One of Shashi’s somewhat strange international appearances was as the Recording Angel in the biopic, Jinnah (directed by Jamil Dehlavi, 1998), where he has to decide whether Jinnah should go to Heaven or Hell after his death. Shashi also played a Pakistani politician in Stephen Frears’ London-centric film, Sammy and Rosie get Laid (1987).
Shashi’s directorial debut was a disaster that nearly bankrupted him, Ajooba (1991), while his productions with acclaimed art film makers were critically successful: Shyam Benegal’s Junoon (1979) and Kalyug (1981), Girish Karnad’s Utsav (1984) and Aparna Sen’s 36 Chowringhee Lane (1981).
The last starred Shashi’s wife, Jennifer Kendal, who is also well known internationally for her role in Satyajit Ray’s Ghare Baire/ Home and the World (1984).

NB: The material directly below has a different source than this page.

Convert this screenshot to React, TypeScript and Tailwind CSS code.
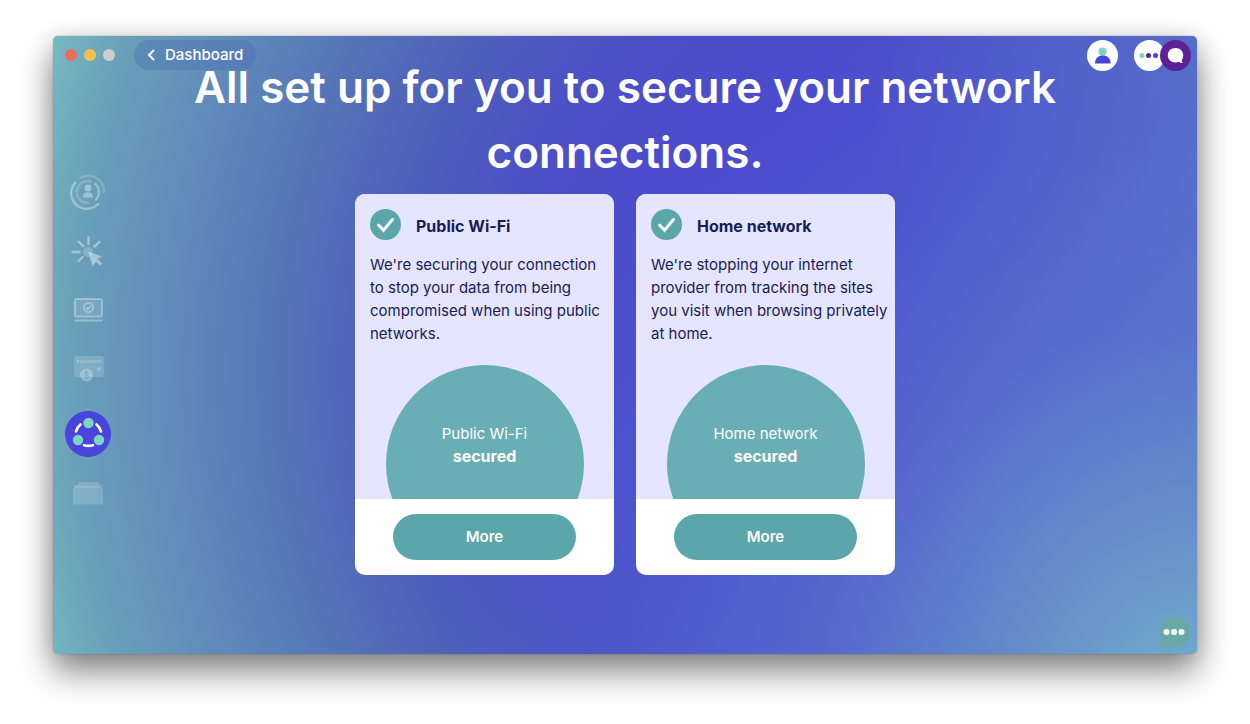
import type { ReactNode } from "react";

interface NetworkCardProps {
  title: string;
  description: string;
}

const cards: NetworkCardProps[] = [
  {
    title: "Public Wi-Fi",
    description:
      "We're securing your connection to stop your data from being compromised when using public networks.",
  },
  {
    title: "Home network",
    description:
      "We're stopping your internet provider from tracking the sites you visit when browsing privately at home.",
  },
];

function IdentityIcon() {
  return (
    <svg width="36" height="36" viewBox="0 0 36 36" fill="none" stroke="#fff" strokeLinecap="round">
      <path d="M5.5 8.5A15.500 15.500 0 0 0 28 30" strokeOpacity="0.35" strokeWidth="2.4" />
      <path d="M11 3.800A15.500 15.500 0 0 1 34 18" strokeOpacity="0.18" strokeWidth="2.4" />
      <path d="M25.500 10A11 11 0 0 1 26 25.500" strokeOpacity="0.35" strokeWidth="2.4" />
      <path d="M21 7.500A11 11 0 1 0 18.500 29" strokeOpacity="0.2" strokeWidth="2.4" />
      <g fill="#fff" fillOpacity="0.38" stroke="none">
        <circle cx="18" cy="14" r="3.4" />
        <path d="M12.800 23.500c0-3.600 2.200-5 5.200-5s5.200 1.400 5.200 5z" />
      </g>
    </svg>
  );
}

function ClickIcon() {
  return (
    <svg width="36" height="36" viewBox="0 0 36 36" fill="none" strokeLinecap="round">
      <path
        d="M18.500 4.500v6.500M8.500 8.500l4.500 4.500M29.500 9l-5 4.500M2.500 19h7M12.500 24l-4 4"
        stroke="#fff"
        strokeOpacity="0.4"
        strokeWidth="2.4"
      />
      <circle cx="18" cy="19" r="5" fill="#fff" fillOpacity="0.2" />
      <path
        d="M18 18.500l14 5-4.500 2.500 4.500 4.500-2 2-4-3.500-3.500 4z"
        fill="#fff"
        fillOpacity="0.42"
      />
    </svg>
  );
}

function LaptopIcon() {
  return (
    <svg width="32" height="28" viewBox="0 0 32 28" fill="none" stroke="#fff">
      <rect x="3" y="3" width="27" height="17.500" rx="1.800" fill="#fff" fillOpacity="0.1" strokeOpacity="0.34" strokeWidth="2" />
      <circle cx="16.500" cy="11.500" r="4.600" strokeOpacity="0.3" strokeWidth="2" />
      <path d="M14.400 11.600l1.600 1.600 3-3.200" strokeOpacity="0.4" strokeWidth="1.600" />
      <path d="M3 24.500h27" strokeOpacity="0.34" strokeWidth="2" strokeLinecap="round" />
    </svg>
  );
}

function PaymentIcon() {
  return (
    <svg width="32" height="28" viewBox="0 0 32 28" fill="none">
      <rect x="2" y="1" width="30" height="21" rx="3" fill="#fff" fillOpacity="0.17" />
      <path d="M5 6.500h24" stroke="#fff" strokeOpacity="0.24" strokeWidth="2.500" strokeDasharray="2 0.800" />
      <circle cx="27" cy="14" r="2" fill="#fff" fillOpacity="0.2" />
      <circle cx="14.500" cy="20" r="6.500" fill="#fff" fillOpacity="0.28" />
      <path
        d="M16.500 17.500c-2-1.500-4 0-4 1 0 2 4 1 4 3 0 1.500-2.500 2-4 .500M14.500 15.500v9"
        stroke="#6a9bbb"
        strokeOpacity="0.6"
      />
    </svg>
  );
}

function NetworkIcon() {
  return (
    <svg width="46" height="46" viewBox="0 0 46 46" fill="none">
      <circle cx="23" cy="23" r="23" fill="#4844dc" />
      <path
        d="M11 20.500c.800-3 2.300-5.300 4.500-7M36 20.500c-.800-3-2.300-5.300-4.500-7M19 34.300c3 .800 6 .800 9 0"
        stroke="#fff"
        strokeWidth="2.600"
        strokeLinecap="round"
      />
      <circle cx="23.500" cy="12" r="5.200" fill="#7ed3c5" />
      <circle cx="13" cy="29" r="5.200" fill="#7ed3c5" />
      <circle cx="34" cy="29" r="5.200" fill="#7ed3c5" />
    </svg>
  );
}

function WalletIcon() {
  return (
    <svg width="32" height="26" viewBox="0 0 32 26" fill="#fff">
      <path d="M6 3.500a1.500 1.500 0 0 1 1.500-1.500h18a1.500 1.500 0 0 1 1.500 1.500V5H6z" fillOpacity="0.17" />
      <rect x="2" y="5" width="28" height="4" fillOpacity="0.2" />
      <path d="M5 7h22" stroke="#fff" strokeOpacity="0.12" strokeWidth="2" strokeDasharray="2 1" />
      <path d="M1 9h30v13.500a2 2 0 0 1-2 2H3a2 2 0 0 1-2-2z" fillOpacity="0.17" />
      <circle cx="16" cy="17" r="2" fillOpacity="0.06" />
    </svg>
  );
}

const navItems: { label: string; icon: ReactNode; active?: boolean }[] = [
  { label: "Identity", icon: <IdentityIcon /> },
  { label: "Browsing", icon: <ClickIcon /> },
  { label: "Device", icon: <LaptopIcon /> },
  { label: "Payments", icon: <PaymentIcon /> },
  { label: "Networks", icon: <NetworkIcon />, active: true },
  { label: "Wallet", icon: <WalletIcon /> },
];

function TitleBar() {
  return (
    <header className="relative z-10 flex h-[35px] items-start justify-between pt-1 pl-3 pr-1.5">
      <div className="flex h-[30px] items-center">
        <div className="flex gap-[7px]">
          <span className="size-3 rounded-full bg-[#ed6a5f]" />
          <span className="size-3 rounded-full bg-[#f5bf4f]" />
          <span className="size-3 rounded-full bg-[#cdcdcd]" />
        </div>
        <button className="ml-[19px] flex h-[30px] items-center gap-2.5 rounded-full bg-[#4a6fb0]/40 px-[13px] text-[15px] font-medium text-white">
          <svg width="8" height="12" viewBox="0 0 8 12" fill="none">
            <path d="M6.500 1.500L2 6l4.500 4.500" stroke="#fff" strokeWidth="2" strokeLinecap="round" />
          </svg>
          Dashboard
        </button>
      </div>
      <div className="flex items-center">
        <button aria-label="Account" className="mr-4 size-[31px] rounded-full bg-white">
          <svg width="31" height="31" viewBox="0 0 31 31">
            <circle cx="15.500" cy="11.500" r="4" fill="#7ed3c5" />
            <path d="M8 23.500c0-5.500 3.500-8 7.800-8s7.800 2.500 7.800 8z" fill="#4844dc" />
          </svg>
        </button>
        <button aria-label="More apps" className="size-[31px] rounded-full bg-white">
          <svg width="31" height="31" viewBox="0 0 31 31">
            <circle cx="8" cy="15.500" r="2.500" fill="#7ed3c5" />
            <circle cx="14.500" cy="15.500" r="2.500" fill="#5c2295" />
            <circle cx="21.500" cy="15.500" r="2.500" fill="#4844dc" />
          </svg>
        </button>
        <button aria-label="Messages" className="-ml-[5px] size-[31px] rounded-full bg-[#5c2295]">
          <svg width="31" height="31" viewBox="0 0 31 31">
            <path
              d="M15.500 8C10.700 8 7.800 11.200 7.800 15.200s3 7.200 7.700 7.200c1.300 0 2.500-.200 3.500-.700 1 1 2.300 1.300 3.800 1.200-.800-.900-1.200-1.900-1.100-2.900 1-1.200 1.500-2.900 1.500-4.800 0-4-3-7.200-7.700-7.200z"
              fill="#fff"
            />
          </svg>
        </button>
      </div>
    </header>
  );
}

function NetworkCard({ title, description }: NetworkCardProps) {
  return (
    <article className="w-[259px] overflow-hidden rounded-[10px] bg-white">
      <div className="bg-[#e6e5ff] px-[15px] pt-[15px] text-[#171d55]">
        <div className="flex items-center gap-[15px]">
          <svg width="31" height="31" viewBox="0 0 31 31" fill="none">
            <circle cx="15.500" cy="15.500" r="15.500" fill="#5aa6aa" />
            <path d="M8.500 16l5 5.200L22.500 10.500" stroke="#fff" strokeWidth="3" strokeLinecap="round" />
          </svg>
          <h2 className="pt-1 text-[16px] leading-[23px] font-bold">{title}</h2>
        </div>
        <p className="-mr-2.5 mt-[13px] text-[15px] leading-[23px]">{description}</p>
        {/* Status circle, cut off by the footer */}
        <div className="mt-5 flex h-[134px] justify-center overflow-hidden">
          <div className="size-[198px] shrink-0 rounded-full bg-[#69aeb4] pt-[57px] text-center text-[15px] leading-[23px] text-white">
            <p>{title}</p>
            <p className="text-[16px] font-bold">secured</p>
          </div>
        </div>
      </div>
      <div className="flex justify-center py-[15px]">
        <button className="h-[46px] w-[183px] rounded-full bg-[#5aa6aa] text-[15px] font-semibold text-white">
          More
        </button>
      </div>
    </article>
  );
}

export default function App() {
  return (
    <div className="bg-white px-[53px] pt-9 pb-[70px] font-['Inter',sans-serif]">
      <div className="overflow-hidden rounded-[5px] bg-[radial-gradient(ellipse_760px_760px_at_100%_108%,#74afcb_0%,#6998cad8_24%,#5c7acf98_50%,#546fcf48_75%,#5068cf00_100%),radial-gradient(ellipse_360px_700px_at_103%_20%,#5c7ad0b0_0%,#5068cf00_100%),radial-gradient(ellipse_860px_1000px_at_70%_54%,#4b49cf_0%,#4b4bcd_28%,#4c50c6_42%,#4e5ebb_54%,#5573b8_66%,#608cba_80%,#6aa0b9_91%,#72b0bf_96%,#7abcc4_100%)] shadow-[0_0_1px_#0008,0_18px_34px_#0007,0_2px_22px_#0002]">
        <TitleBar />
        <div className="grid grid-cols-[70px_1fr_70px]">
          <nav className="pt-[98px]">
            <ul className="flex flex-col items-center gap-[13px]">
              {navItems.map((item) => (
                <li key={item.label} className={item.active ? "mt-1.5" : ""}>
                  <a href="#" aria-label={item.label} className="flex size-[46px] items-center justify-center">
                    {item.icon}
                  </a>
                </li>
              ))}
            </ul>
          </nav>

          <main className="-mt-4 pb-[79px]">
            <h1 className="text-center text-[44px] leading-[65px] font-semibold text-white">
              All set up for you to secure your network connections.
            </h1>
            <div className="mt-[9px] flex flex-wrap justify-center gap-[22px]">
              {cards.map((card) => (
                <NetworkCard key={card.title} {...card} />
              ))}
            </div>
          </main>

          <div className="flex items-end justify-end pr-[7px] pb-1.5">
            <button aria-label="Open chat" className="size-[31px]">
              <svg width="31" height="31" viewBox="0 0 31 31">
                <path
                  d="M15.500 0a15.200 15.200 0 0 1 0 30.500H1l2.500-5.500A15.200 15.200 0 0 1 15.500 0z"
                  fill="#68a9a7"
                />
                <g fill="#fff">
                  <circle cx="7.500" cy="15" r="3" />
                  <circle cx="15" cy="15" r="3" />
                  <circle cx="22.500" cy="15" r="3" />
                </g>
              </svg>
            </button>
          </div>
        </div>
      </div>
    </div>
  );
}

Jennifer was from a famous British acting family, which included her father Geoffrey Kendal and her sister Felicity. Famously unpretentious, Jennifer brought up their three children as normally as possible, and they all found their place away from cinema as expected of the Kapoor dynasty, with Sanjana keeping the legacy of Prithvi Theatres alive.
I met Shashi only a few times—in his flat in South Bombay, later in Prithvi Theatres, and at the Pune Film Festival some years later. Everyone said that he neglected his health after Jennifer died. Yet the charm remained and the eyes still twinkled. With two good reference works on his life and works (Aseem Chhabra and the chapter in Madhu Jain’s book on the Kapoors), it is time for us all to revisit the work of this great man, one of India’s few truly international stars. He had withdrawn from the public gaze in his last years, but we will always remember him as a beautiful and elegant actor.